Courage

Since re-settling in Dunsmuir I’ve seen bunches of eagles, jays, and ants. I can see the ants from my bathroom window. I love to watch the sun and moon go round the windows. There are some bees and moths and spiders as well. The dark side of nature is retreated, under control, and in harmony. I clipped some cedar yesterday that was blocking the path to the doorway, so now I have cedar boughs on the window sills. I’ll probably shave the bark some later to release the oils. I love the way it smells. There are cedar trees right in front of both north facing windows.

I painted mandalas on the windows in the middle room yesterday. I’m not quite ready to call it the studio yet. I did work on the turtle drawing for a bit yesterday, but then it got dark. I started watching a movie and Liz called. When I go out later, maybe tomorrow, I will gather some sage to dry and burn. I feel very safe here.

I clipped some of the roses this morning, but did not get to the electric trimmer. I was intimidated by it. I think I am ready to try it.

It has been good to have time off, to relax, reground, reintegrate, resettle, and reorganize. I still have some clothes to unpack and boxes to put up, and I wanted to clean all my make-up brushes, but today and yesterday I have felt very lazy and just wanted to stay in and play music, watch movies, read books, and generally potter around. The house is very beautiful, if old. I love the old fixtures and the high ceilings. It truly feels like something out of a dream. It’s another one of those I-know-I-dreamed-this-as-a-child-I’m-exactly-where-I’m-supposed-to-be-right-now things.

My lotus heart is unfolding in a maybe not-so-surprising by this point fashion, a deep, golden, earthy, abiding, peaceful feeling intermingled with this longing for him to be here with me, not right this moment, because I need time alone to heal from being in Kentucky, but soon, soon. The question becomes not does he really want me, but does he really want to leave? I am happy that he sees how much happier I am to be home. How the peace does fill me and my cup runneth over.

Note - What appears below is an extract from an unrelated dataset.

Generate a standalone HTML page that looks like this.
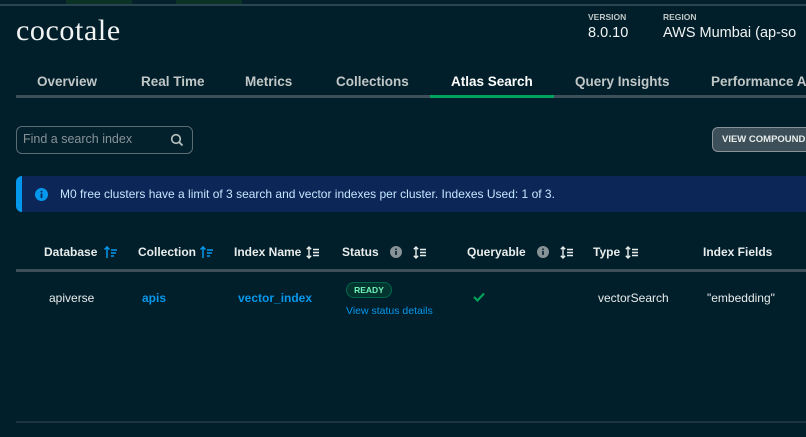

I am sad that my Captain is lost. Other times I have thought he was charting a new course, with grander plans in mind, but now I worry that he has given up the maps entirely. I feel he is either ready to leave us, leave his physical body, or that he has succumbed to some other entities. I feel that it is a combination of both. It only takes a moment. I say look love, I’ve been here this time for a reason. Never doubt I love you, never. It hurts me so much that you don’t believe me, and that you no longer accept it, and that you will never leave to come be here, and I have no plans to leave here permanently. This is the place I will always come back to now.

These once alien forests are the salve to my long wounded soul. These pure running mountain waters rebalance the ache in me immediately. Mt. Shasta drives away the ones who would cause me greatest harm. Here I am safe in the mother’s arms. No matter what other journeys and missions I may choose to accept henceforth, and I feel like if Kentucky was more than planting seeds, I surely failed. I suppose I will learn how to make longer forays out, but it is wonderful indeed to be able to return to dream in the lap of the Goddess.